* EXERCISE: What is the number of lines holding the word "code"? Write that number and nothing else.

* AVAILABLE DATA:
┏━━

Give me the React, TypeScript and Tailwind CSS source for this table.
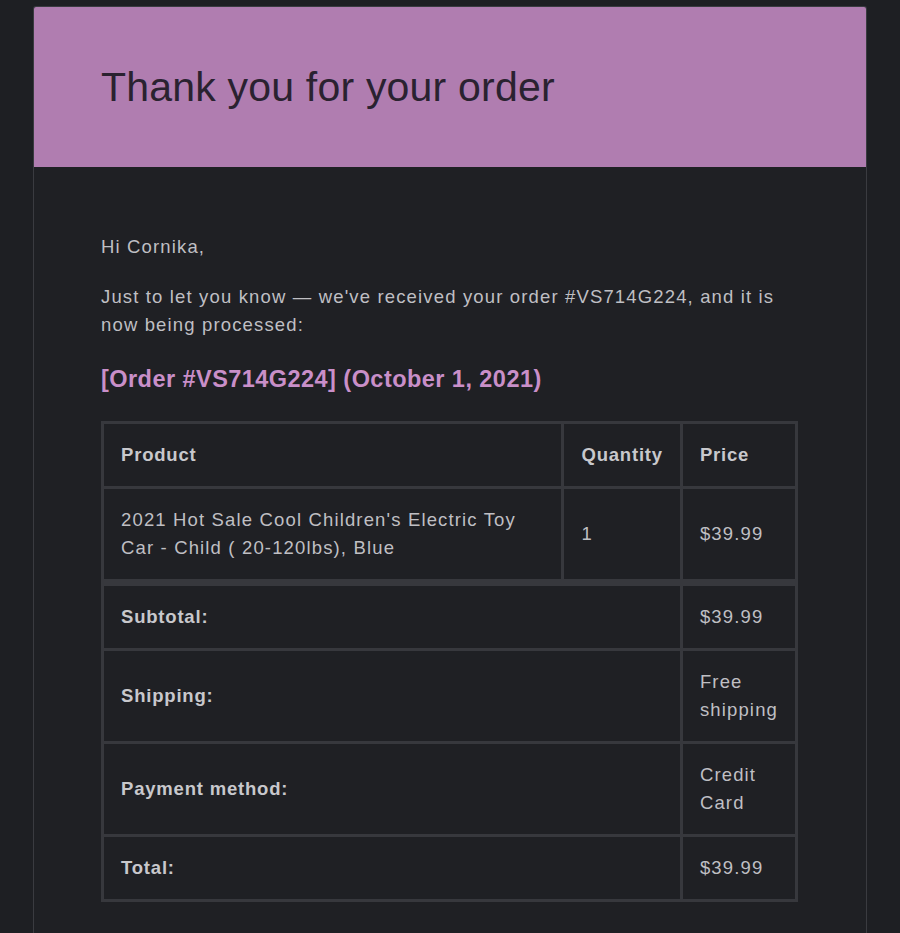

┗━━
┏━━

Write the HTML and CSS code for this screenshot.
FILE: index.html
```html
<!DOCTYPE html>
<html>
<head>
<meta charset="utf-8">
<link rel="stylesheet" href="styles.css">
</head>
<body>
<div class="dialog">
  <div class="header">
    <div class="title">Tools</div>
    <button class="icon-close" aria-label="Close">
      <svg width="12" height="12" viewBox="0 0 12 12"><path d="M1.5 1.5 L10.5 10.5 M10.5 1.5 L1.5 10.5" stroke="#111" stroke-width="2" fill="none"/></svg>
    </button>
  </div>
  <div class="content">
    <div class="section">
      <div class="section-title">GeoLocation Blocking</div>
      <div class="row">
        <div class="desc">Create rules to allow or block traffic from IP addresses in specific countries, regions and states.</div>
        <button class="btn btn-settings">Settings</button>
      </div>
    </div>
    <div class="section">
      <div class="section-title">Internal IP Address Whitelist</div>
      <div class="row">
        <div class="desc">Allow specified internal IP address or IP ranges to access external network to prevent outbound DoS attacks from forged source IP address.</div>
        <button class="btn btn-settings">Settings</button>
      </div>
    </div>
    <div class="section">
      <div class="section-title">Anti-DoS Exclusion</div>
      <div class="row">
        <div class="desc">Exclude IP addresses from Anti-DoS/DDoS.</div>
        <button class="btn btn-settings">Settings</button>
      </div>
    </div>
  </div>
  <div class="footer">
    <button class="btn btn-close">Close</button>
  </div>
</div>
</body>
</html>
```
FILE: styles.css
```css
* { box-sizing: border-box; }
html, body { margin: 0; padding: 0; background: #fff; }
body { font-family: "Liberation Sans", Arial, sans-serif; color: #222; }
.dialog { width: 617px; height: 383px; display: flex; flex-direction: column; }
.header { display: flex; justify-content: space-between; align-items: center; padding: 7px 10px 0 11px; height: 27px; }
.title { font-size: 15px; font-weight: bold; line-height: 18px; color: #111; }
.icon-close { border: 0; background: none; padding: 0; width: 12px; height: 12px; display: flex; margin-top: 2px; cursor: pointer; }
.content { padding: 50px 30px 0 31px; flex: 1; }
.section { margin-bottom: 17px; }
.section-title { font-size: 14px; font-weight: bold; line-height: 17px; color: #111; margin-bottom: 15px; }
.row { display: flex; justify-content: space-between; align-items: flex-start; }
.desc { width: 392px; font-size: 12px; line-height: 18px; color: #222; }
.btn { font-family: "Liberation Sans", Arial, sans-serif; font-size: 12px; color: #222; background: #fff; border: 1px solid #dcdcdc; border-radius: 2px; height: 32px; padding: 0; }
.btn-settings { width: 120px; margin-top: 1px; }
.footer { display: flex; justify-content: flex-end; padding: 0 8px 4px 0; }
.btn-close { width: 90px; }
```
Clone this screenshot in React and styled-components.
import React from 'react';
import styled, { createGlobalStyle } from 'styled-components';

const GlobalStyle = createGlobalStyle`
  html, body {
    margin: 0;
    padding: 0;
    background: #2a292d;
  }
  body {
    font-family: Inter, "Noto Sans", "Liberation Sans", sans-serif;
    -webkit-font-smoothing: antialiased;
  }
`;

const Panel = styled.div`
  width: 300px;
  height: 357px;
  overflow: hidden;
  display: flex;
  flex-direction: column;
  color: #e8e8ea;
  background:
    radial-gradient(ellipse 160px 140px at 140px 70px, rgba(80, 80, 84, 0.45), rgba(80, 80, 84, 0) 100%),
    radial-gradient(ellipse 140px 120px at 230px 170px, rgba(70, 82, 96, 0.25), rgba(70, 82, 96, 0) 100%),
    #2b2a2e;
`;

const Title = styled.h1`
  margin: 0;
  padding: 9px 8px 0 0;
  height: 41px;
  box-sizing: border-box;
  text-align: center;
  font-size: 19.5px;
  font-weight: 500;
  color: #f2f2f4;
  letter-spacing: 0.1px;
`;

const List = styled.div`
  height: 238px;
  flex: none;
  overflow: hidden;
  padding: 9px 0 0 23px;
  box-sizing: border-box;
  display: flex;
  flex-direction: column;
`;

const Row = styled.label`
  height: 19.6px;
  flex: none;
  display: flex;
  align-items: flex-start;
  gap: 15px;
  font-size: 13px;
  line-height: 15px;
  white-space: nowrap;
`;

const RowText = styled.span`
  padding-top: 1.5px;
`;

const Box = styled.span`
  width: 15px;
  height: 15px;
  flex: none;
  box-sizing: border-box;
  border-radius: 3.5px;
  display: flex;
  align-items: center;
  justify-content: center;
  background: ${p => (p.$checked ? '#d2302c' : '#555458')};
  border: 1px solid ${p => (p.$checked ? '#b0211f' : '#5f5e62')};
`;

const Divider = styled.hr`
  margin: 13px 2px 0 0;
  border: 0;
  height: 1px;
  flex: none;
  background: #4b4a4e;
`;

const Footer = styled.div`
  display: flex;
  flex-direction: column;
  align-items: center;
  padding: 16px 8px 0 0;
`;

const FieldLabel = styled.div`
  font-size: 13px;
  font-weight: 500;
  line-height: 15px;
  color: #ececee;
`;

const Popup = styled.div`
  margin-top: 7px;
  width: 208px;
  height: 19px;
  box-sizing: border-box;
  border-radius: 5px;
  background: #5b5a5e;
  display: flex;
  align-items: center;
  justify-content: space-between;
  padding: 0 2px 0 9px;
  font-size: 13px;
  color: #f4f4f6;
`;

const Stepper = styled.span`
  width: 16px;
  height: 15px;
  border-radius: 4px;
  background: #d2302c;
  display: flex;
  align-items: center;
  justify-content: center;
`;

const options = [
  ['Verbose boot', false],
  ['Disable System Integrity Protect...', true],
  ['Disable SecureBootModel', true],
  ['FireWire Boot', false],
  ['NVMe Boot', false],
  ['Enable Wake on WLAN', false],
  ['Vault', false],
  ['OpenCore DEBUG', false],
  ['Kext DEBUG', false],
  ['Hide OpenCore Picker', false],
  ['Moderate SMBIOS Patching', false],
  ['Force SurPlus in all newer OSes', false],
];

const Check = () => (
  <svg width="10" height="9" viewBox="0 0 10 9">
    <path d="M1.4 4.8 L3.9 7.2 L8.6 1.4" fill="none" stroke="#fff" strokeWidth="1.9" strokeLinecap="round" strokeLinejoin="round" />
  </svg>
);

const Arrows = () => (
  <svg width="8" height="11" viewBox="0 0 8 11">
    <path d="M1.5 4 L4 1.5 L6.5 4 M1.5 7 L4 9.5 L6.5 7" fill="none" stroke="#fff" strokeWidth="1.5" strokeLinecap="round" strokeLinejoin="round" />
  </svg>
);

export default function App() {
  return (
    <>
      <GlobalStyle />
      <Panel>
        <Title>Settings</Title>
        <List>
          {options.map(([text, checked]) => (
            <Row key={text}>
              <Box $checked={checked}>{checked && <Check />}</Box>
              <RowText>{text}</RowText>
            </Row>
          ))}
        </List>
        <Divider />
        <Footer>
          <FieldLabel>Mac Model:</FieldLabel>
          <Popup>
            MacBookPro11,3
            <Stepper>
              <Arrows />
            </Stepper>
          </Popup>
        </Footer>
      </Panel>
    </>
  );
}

┗━━
┏━━

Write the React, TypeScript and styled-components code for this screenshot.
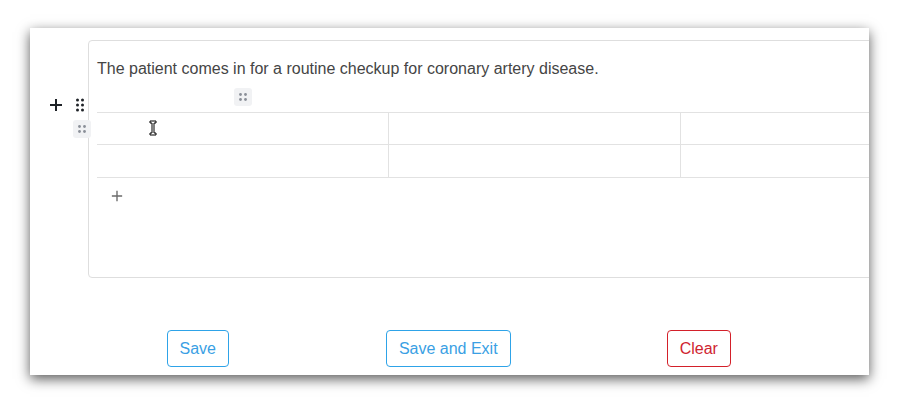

┗━━

* FINAL RESULT: 2